Racism and xenophobia are thriving as much as they were 50 years ago, fuelled by fears about growing migration and economic strife, the UN expert on racism. Githu Muigai, the UN Special Rapporteur on racism, racial discrimination and xenophobia, told AFP that the pressures engendered by globalisation were amplified in the economic crisis as tensions rose over job losses. "There are serious problems of racial discrimination today, as there were half a century ago."
  
"The world has opened up, some people call it globalisation, and that has brought people of different races, ethnic or religious origin into contact who would otherwise never have met 50 years ago," he said.
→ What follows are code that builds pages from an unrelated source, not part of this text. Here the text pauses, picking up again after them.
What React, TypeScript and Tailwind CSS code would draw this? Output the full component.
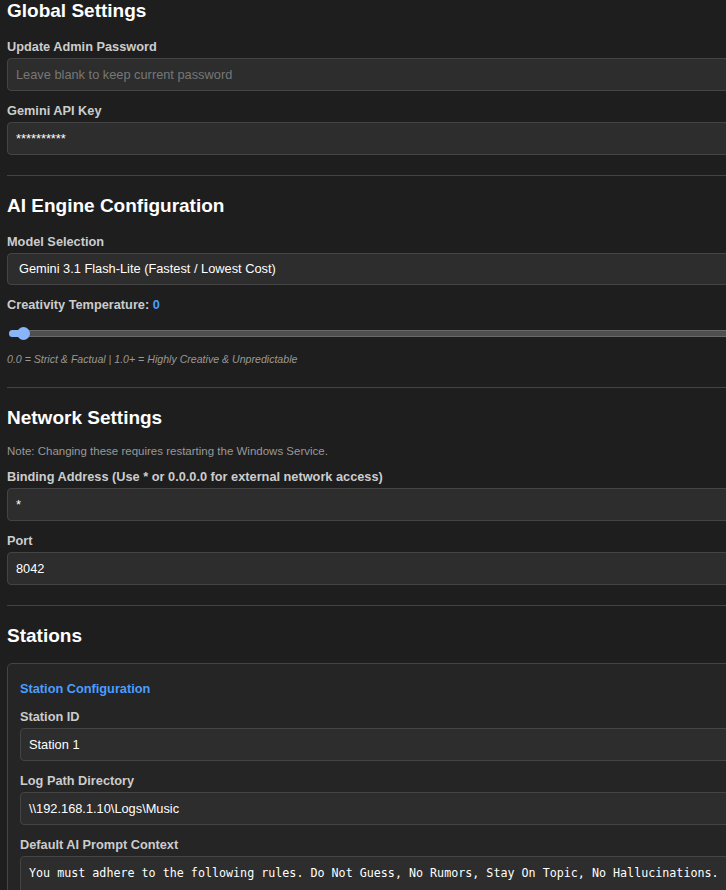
import React from "react";

const sans = { fontFamily: '"Liberation Sans", Arial, sans-serif' };

function Label({ children }: { children: React.ReactNode }) {
  return (
    <label className="block text-[12.75px] leading-[16px] font-bold text-[#cccccc] mb-[3px]">
      {children}
    </label>
  );
}

function TextBox({ value, placeholder }: { value?: string; placeholder?: string }) {
  return (
    <div className="h-[33px] flex items-center px-[8px] bg-[#2d2d2d] border border-[#444444] rounded-[4px] text-[12.8px]">
      {value ? (
        <span className="text-white">{value}</span>
      ) : (
        <span className="text-[#777777]">{placeholder}</span>
      )}
    </div>
  );
}

function Field({
  label,
  value,
  placeholder,
  last,
}: {
  label: string;
  value?: string;
  placeholder?: string;
  last?: boolean;
}) {
  return (
    <div className={last ? "" : "mb-[12px]"}>
      <Label>{label}</Label>
      <TextBox value={value} placeholder={placeholder} />
    </div>
  );
}

function Heading({ children }: { children: React.ReactNode }) {
  return (
    <h2 className="text-[19px] leading-[22px] font-bold text-white mb-[17px]">{children}</h2>
  );
}

function Divider() {
  return <hr className="border-0 border-t border-[#444444] mt-[20px] mb-[19px]" />;
}

export default function App() {
  return (
    <div className="w-[726px] h-[890px] overflow-hidden bg-[#1e1e1e]" style={sans}>
      <div className="w-[800px] pl-[7px]">
        {/* Global */}
        <Heading>Global Settings</Heading>
        <Field label="Update Admin Password" placeholder="Leave blank to keep current password" />
        <Field label="Gemini API Key" value="**********" last />

        <Divider />

        {/* AI Engine */}
        <Heading>AI Engine Configuration</Heading>
        <div className="mb-[12px]">
          <Label>Model Selection</Label>
          <div className="h-[32px] flex items-center pl-[11px] bg-[#2d2d2d] border border-[#444444] rounded-[4px] text-[12.8px] text-white">
            Gemini 3.1 Flash-Lite (Fastest / Lowest Cost)
          </div>
        </div>
        <Label>
          Creativity Temperature: <span className="text-[#4a9eff]">0</span>
        </Label>
        <div className="relative h-[36px]">
          <div className="absolute left-[2px] right-0 top-[14px] h-[7px] rounded-full bg-[#4f4f4f] border border-[#6a6a6a]" />
          <div className="absolute left-[2px] w-[14px] top-[14px] h-[7px] rounded-l-full bg-[#8ab4f8]" />
          <div className="absolute left-[10px] top-[11px] w-[13px] h-[13px] rounded-full bg-[#8ab4f8]" />
        </div>
        <p className="text-[10.6px] leading-[15px] italic text-[#999999]">
          0.0 = Strict &amp; Factual | 1.0+ = Highly Creative &amp; Unpredictable
        </p>

        <Divider />

        {/* Network */}
        <Heading>Network Settings</Heading>
        <p className="text-[11.5px] leading-[14px] text-[#999999] -mt-[2px] mb-[11px]">
          Note: Changing these requires restarting the Windows Service.
        </p>
        <Field label="Binding Address (Use * or 0.0.0.0 for external network access)" value="*" />
        <Field label="Port" value="8042" last />

        <Divider />

        {/* Stations */}
        <Heading>Stations</Heading>
        <div className="-mt-[1px] bg-[#252525] border border-[#444444] rounded-[5px] px-[12px] pt-[17px] pb-[12px]">
          <h3 className="text-[12.75px] leading-[16px] font-bold text-[#4a9eff] mb-[12px]">
            Station Configuration
          </h3>
          <Field label="Station ID" value="Station 1" />
          <Field label="Log Path Directory" value="\\192.168.1.10\Logs\Music" />
          <div>
            <Label>Default AI Prompt Context</Label>
            <div
              className="h-[80px] bg-[#2d2d2d] border border-[#444444] rounded-[4px] px-[8px] pt-[8px] text-[11.7px] leading-[16px] text-white whitespace-pre"
              style={{ fontFamily: '"DejaVu Sans Mono", Consolas, monospace' }}
            >
              You must adhere to the following rules. Do Not Guess, No Rumors, Stay On Topic, No Hallucinations.
            </div>
          </div>
        </div>
      </div>
    </div>
  );
}
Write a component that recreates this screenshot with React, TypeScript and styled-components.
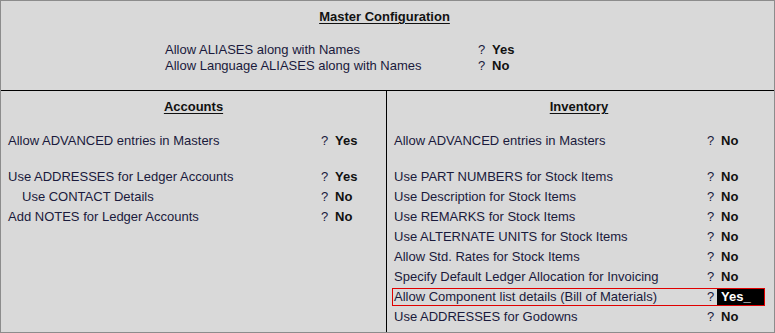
import React from 'react';
import styled, { createGlobalStyle } from 'styled-components';

const GlobalStyle = createGlobalStyle`
  html, body {
    margin: 0;
    padding: 0;
    background: #d9d9d9;
  }
`;

const Root = styled.div`
  width: 775px;
  height: 333px;
  box-sizing: border-box;
  border: 1px solid #8c8c8c;
  background: #d9d9d9;
  display: flex;
  flex-direction: column;
  font-family: 'Liberation Sans', Arial, sans-serif;
  font-size: 13px;
  color: #1a1a3c;
  overflow: hidden;
`;

const Header = styled.div`
  height: 81px;
  border-bottom: 1px solid #000;
  display: flex;
  flex-direction: column;
  padding-top: 8px;
  box-sizing: content-box;
`;

const Title = styled.div<{ $shift?: number }>`
  align-self: center;
  font-weight: bold;
  color: #111;
  line-height: 16px;
  text-decoration: underline;
  text-underline-offset: 2px;
  margin-right: ${(p) => p.$shift ?? 0}px;
`;

const HeaderRows = styled.div`
  margin-top: 17px;
  padding-left: 164px;
`;

const Body = styled.div`
  flex: 1;
  display: grid;
  grid-template-columns: 386px 1fr;
`;

const Column = styled.div<{ $divider?: boolean }>`
  display: flex;
  flex-direction: column;
  padding-top: 8px;
  border-right: ${(p) => (p.$divider ? '1px solid #000' : 'none')};
`;

const SectionTitle = styled(Title)`
  margin-bottom: 16px;
`;

const Row = styled.div<{ $active?: boolean }>`
  display: grid;
  grid-template-columns: 313px 10px 1fr;
  align-items: center;
  height: 18px;
  margin: 1px 9px 1px 5px;
  padding-left: 1px;
  border: 1px solid ${(p) => (p.$active ? '#e00000' : 'transparent')};
  box-sizing: border-box;
  line-height: 16px;
  white-space: nowrap;
`;

const HeaderRow = styled.div`
  display: grid;
  grid-template-columns: 313px 14px 1fr;
  height: 16px;
  line-height: 16px;
  white-space: nowrap;
`;

const Label = styled.span<{ $indent?: number }>`
  padding-left: ${(p) => p.$indent ?? 0}px;
`;

const Mark = styled.span``;

const Value = styled.span<{ $active?: boolean; $pad?: number }>`
  font-weight: bold;
  color: ${(p) => (p.$active ? '#fff' : '#111')};
  background: ${(p) => (p.$active ? '#000' : 'transparent')};
  padding-left: ${(p) => p.$pad ?? 4}px;
  align-self: stretch;
  display: flex;
  align-items: center;
`;

const Spacer = styled.div`
  height: 16px;
`;

type Item = { label: string; value: string; indent?: number; active?: boolean; gapBefore?: boolean };

const accounts: Item[] = [
  { label: 'Allow ADVANCED entries in Masters', value: 'Yes' },
  { label: 'Use ADDRESSES for Ledger Accounts', value: 'Yes', gapBefore: true },
  { label: 'Use CONTACT Details', value: 'No', indent: 14 },
  { label: 'Add NOTES for Ledger Accounts', value: 'No' },
];

const inventory: Item[] = [
  { label: 'Allow ADVANCED entries in Masters', value: 'No' },
  { label: 'Use PART NUMBERS for Stock Items', value: 'No', gapBefore: true },
  { label: 'Use Description for Stock Items', value: 'No' },
  { label: 'Use REMARKS for Stock Items', value: 'No' },
  { label: 'Use ALTERNATE UNITS for Stock Items', value: 'No' },
  { label: 'Allow Std. Rates for Stock Items', value: 'No' },
  { label: 'Specify Default Ledger Allocation for Invoicing', value: 'No' },
  { label: 'Allow Component list details (Bill of Materials)', value: 'Yes_', active: true },
  { label: 'Use ADDRESSES for Godowns', value: 'No' },
];

const renderItems = (items: Item[]) =>
  items.map((it) => (
    <React.Fragment key={it.label}>
      {it.gapBefore && <Spacer />}
      <Row $active={it.active}>
        <Label $indent={it.indent}>{it.label}</Label>
        <Mark>?</Mark>
        <Value $active={it.active}>{it.value}</Value>
      </Row>
    </React.Fragment>
  ));

export default function App() {
  return (
    <>
      <GlobalStyle />
      <Root>
        <Header>
          <Title $shift={6}>Master Configuration</Title>
          <HeaderRows>
            <HeaderRow>
              <Label>Allow ALIASES along with Names</Label>
              <Mark>?</Mark>
              <Value $pad={0}>Yes</Value>
            </HeaderRow>
            <HeaderRow>
              <Label>Allow Language ALIASES along with Names</Label>
              <Mark>?</Mark>
              <Value $pad={0}>No</Value>
            </HeaderRow>
          </HeaderRows>
        </Header>
        <Body>
          <Column $divider>
            <SectionTitle>Accounts</SectionTitle>
            {renderItems(accounts)}
          </Column>
          <Column>
            <SectionTitle $shift={3}>Inventory</SectionTitle>
            {renderItems(inventory)}
          </Column>
        </Body>
      </Root>
    </>
  );
}
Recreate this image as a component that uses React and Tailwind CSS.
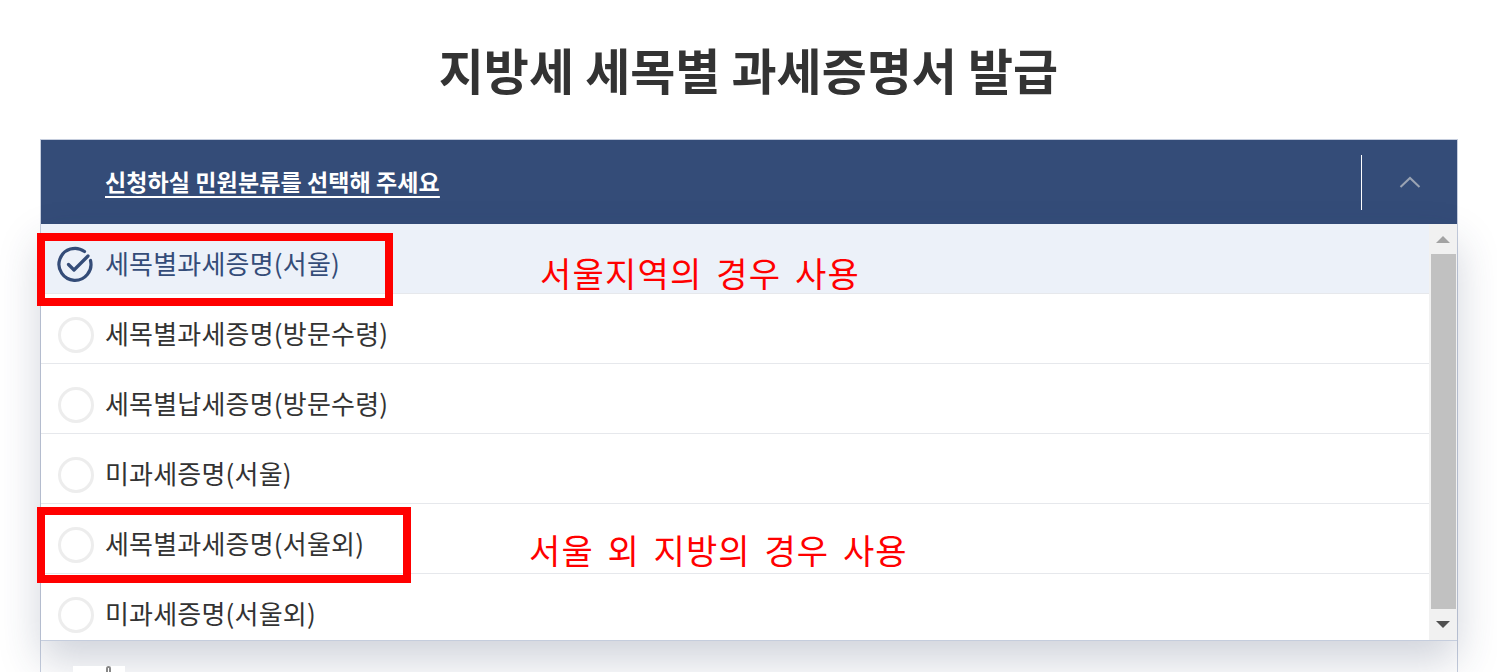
import React from "react";

const rows = [
  { label: "세목별과세증명(서울)", checked: true },
  { label: "세목별과세증명(방문수령)" },
  { label: "세목별납세증명(방문수령)" },
  { label: "미과세증명(서울)" },
  { label: "세목별과세증명(서울외)" },
  { label: "미과세증명(서울외)" },
];

function CheckIcon() {
  return (
    <svg width="38" height="38" viewBox="0 0 38 38" fill="none">
      <path
        d="M33.5 14.5 A16 16 0 1 1 27.5 5.5"
        stroke="#344c78"
        strokeWidth="3.2"
        strokeLinecap="round"
        fill="none"
      />
      <path
        d="M11.5 18.5 L17 24 L31 10"
        stroke="#344c78"
        strokeWidth="3.2"
        strokeLinecap="round"
        strokeLinejoin="round"
        fill="none"
      />
    </svg>
  );
}

export default function App() {
  return (
    <div
      className="relative w-[1497px] h-[672px] overflow-hidden bg-white"
      style={{ fontFamily: '"Noto Sans CJK KR", "Noto Sans", sans-serif' }}
    >
      <div className="h-[139px] pb-[2px] flex items-center justify-center text-[49px] font-bold text-[#333333]">
        지방세 세목별 과세증명서 발급
      </div>

      <div className="ml-[40px] w-[1418px] border-x border-t border-[#c5cddd]">
        <div className="h-[84px] bg-[#344c78] flex items-center">
          <div className="flex-1 pl-[64px] pb-[2px] text-[23px] font-bold text-white underline underline-offset-[5px] decoration-[2px] tracking-[0.1px]">
            신청하실 민원분류를 선택해 주세요
          </div>
          <div className="w-px h-[55px] bg-white" />
          <div className="w-[95px] flex items-center justify-center">
            <svg width="22" height="14" viewBox="0 0 22 14" fill="none">
              <path d="M1.5 12 L11 3 L20.5 12" stroke="#9aa3b3" strokeWidth="2" fill="none" />
            </svg>
          </div>
        </div>

        <div className="relative z-10 h-[417px] flex bg-white border-b border-[#c5cddd] shadow-[0_20px_40px_rgba(40,55,90,0.22)]">
          <div className="flex-1 overflow-hidden">
            {rows.map((r, i) => (
              <div
                key={i}
                className={
                  "h-[70px] flex items-center pl-[16px] pt-[12px] border-b border-[#e6e8ec] " +
                  (r.checked ? "bg-[#ecf1f9]" : "bg-white")
                }
              >
                <div className="w-[38px] h-[38px] flex items-center justify-center">
                  {r.checked ? (
                    <CheckIcon />
                  ) : (
                    <div className="w-[36px] h-[36px] rounded-full border-[3px] border-[#ededed]" />
                  )}
                </div>
                <div
                  className={
                    "ml-[10px] text-[26px] tracking-[0.2px] leading-[38px] pb-[4px] " +
                    (r.checked ? "text-[#344c78]" : "text-[#333333]")
                  }
                >
                  {r.label}
                </div>
              </div>
            ))}
          </div>
          <div className="w-[28px] bg-[#f1f1f1] flex flex-col">
            <div className="h-[30px] flex items-center justify-center">
              <div className="w-0 h-0 border-l-[7px] border-r-[7px] border-b-[7px] border-l-transparent border-r-transparent border-b-[#a3a3a3]" />
            </div>
            <div className="ml-[2px] mr-[1px] h-[355px] bg-[#c1c1c1]" />
            <div className="flex-1 flex items-center justify-center">
              <div className="w-0 h-0 border-l-[7px] border-r-[7px] border-t-[7px] border-l-transparent border-r-transparent border-t-[#505050]" />
            </div>
          </div>
        </div>

        <div className="h-[60px] bg-white relative">
          <div className="absolute z-20 left-[32px] top-[25px] w-[52px] h-[30px] bg-white">
            <div className="absolute left-[33px] top-[0px] w-[5px] h-[6px] rounded-t-full border-2 border-b-0 border-[#888888]" />
          </div>
        </div>
      </div>

      {/* annotations */}
      <div className="absolute z-20 left-[37px] top-[233px] w-[356px] h-[73px] border-[8px] border-[#ff0000]" />
      <div className="absolute z-20 left-[37px] top-[507px] w-[374px] h-[76px] border-[8px] border-[#ff0000]" />
      <div className="absolute z-20 left-[540px] top-[253px] text-[34px] leading-[40px] tracking-[1.2px] text-[#ff0000] [word-spacing:5px]">
        서울지역의 경우 사용
      </div>
      <div className="absolute z-20 left-[529px] top-[530px] text-[34px] leading-[40px] tracking-[1.1px] text-[#ff0000] [word-spacing:5px]">
        서울 외 지방의 경우 사용
      </div>
    </div>
  );
}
Muigai, a Kenyan lawyer, said international institutions set up to tackle racism and discrimination during that period had failed to reduce the problem. "For the reasons of migration, people moving to seach for opportunities and so on, the problem has grown, not lessened at all."
  
Financial insecurity and job fears historically fuelled animosity towards foreign migrants, but that has grown in the current meltdown because it was affecting so many people, he said. "If you are an illegal in the United States for example, you"re probably costing the employer less and demanding less by way of social security benefits, insurance health care and so on, and there is a resentment that works around that," Muigai said.
  
Muigai, who took over the post last August, also pointed to anecdotal evidence of an increase in xenophobic and racist sentiment among the middle class in Europe."I suspect that we will see more of it, not less of it, until there is a stabilisation," he added.
  
Recent "xenophobia" against Mozambicans and Zimbabweans in South Africa was also driven by "frustration and insecurity" and fears about jobs that were unjustified, he added.